[Recorded data start]

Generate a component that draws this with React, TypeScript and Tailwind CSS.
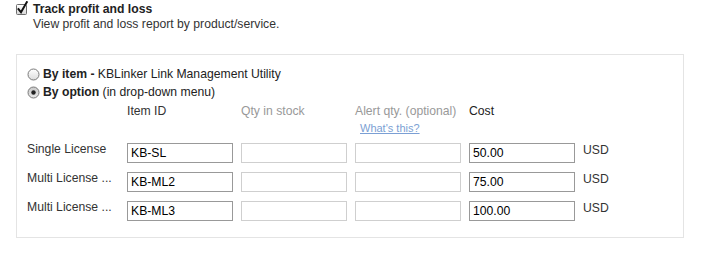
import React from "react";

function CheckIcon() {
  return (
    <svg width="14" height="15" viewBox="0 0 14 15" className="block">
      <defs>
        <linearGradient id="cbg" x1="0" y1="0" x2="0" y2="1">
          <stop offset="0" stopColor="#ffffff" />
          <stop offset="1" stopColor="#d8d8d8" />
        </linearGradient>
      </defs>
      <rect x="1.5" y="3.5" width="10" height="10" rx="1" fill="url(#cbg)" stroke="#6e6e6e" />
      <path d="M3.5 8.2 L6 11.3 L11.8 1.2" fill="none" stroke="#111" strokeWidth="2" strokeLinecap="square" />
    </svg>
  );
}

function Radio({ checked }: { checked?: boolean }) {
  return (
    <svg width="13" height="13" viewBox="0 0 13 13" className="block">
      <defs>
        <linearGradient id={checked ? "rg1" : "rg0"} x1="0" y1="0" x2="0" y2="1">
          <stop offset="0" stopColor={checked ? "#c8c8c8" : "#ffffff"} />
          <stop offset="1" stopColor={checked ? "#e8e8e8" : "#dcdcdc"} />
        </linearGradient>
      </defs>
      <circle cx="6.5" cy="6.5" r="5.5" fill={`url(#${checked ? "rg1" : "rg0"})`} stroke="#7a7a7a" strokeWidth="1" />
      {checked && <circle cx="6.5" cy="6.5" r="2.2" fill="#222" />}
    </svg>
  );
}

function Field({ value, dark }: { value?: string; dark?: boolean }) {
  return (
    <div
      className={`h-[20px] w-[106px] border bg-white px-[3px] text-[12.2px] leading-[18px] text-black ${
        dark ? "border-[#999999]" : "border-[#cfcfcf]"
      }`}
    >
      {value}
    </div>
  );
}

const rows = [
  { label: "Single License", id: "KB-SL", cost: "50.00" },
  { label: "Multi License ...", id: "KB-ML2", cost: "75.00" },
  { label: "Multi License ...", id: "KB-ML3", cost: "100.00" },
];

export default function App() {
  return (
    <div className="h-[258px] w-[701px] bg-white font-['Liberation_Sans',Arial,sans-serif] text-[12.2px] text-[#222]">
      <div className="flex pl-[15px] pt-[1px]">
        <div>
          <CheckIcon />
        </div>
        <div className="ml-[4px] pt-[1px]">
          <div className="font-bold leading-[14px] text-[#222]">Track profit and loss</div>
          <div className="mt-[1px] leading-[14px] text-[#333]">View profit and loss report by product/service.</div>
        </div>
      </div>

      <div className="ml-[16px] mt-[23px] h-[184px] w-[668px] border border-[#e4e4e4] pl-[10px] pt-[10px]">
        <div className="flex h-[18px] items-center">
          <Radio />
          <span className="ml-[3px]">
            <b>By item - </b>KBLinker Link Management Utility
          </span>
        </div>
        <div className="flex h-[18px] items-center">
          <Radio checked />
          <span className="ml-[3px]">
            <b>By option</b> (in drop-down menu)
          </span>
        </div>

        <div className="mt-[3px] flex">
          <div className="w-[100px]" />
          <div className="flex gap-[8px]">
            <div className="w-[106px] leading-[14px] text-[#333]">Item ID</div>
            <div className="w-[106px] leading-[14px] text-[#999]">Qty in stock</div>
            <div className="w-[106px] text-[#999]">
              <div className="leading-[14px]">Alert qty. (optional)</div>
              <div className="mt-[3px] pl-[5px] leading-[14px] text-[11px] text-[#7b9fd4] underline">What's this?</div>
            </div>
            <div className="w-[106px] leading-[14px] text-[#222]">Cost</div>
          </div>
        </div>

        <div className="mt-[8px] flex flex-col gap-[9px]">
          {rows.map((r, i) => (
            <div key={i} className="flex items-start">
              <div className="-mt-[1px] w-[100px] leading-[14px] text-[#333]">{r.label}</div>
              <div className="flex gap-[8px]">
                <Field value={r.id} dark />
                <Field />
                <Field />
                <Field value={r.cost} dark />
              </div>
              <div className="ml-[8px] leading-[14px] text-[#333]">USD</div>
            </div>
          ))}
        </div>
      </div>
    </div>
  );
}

[Recorded data end]

Required work: Leave out the pictures, then repeat the listing above exactly from its first line to the line with "import React from", inclusive.

Reply:
Generate a component that draws this with React, TypeScript and Tailwind CSS.
import React from "react";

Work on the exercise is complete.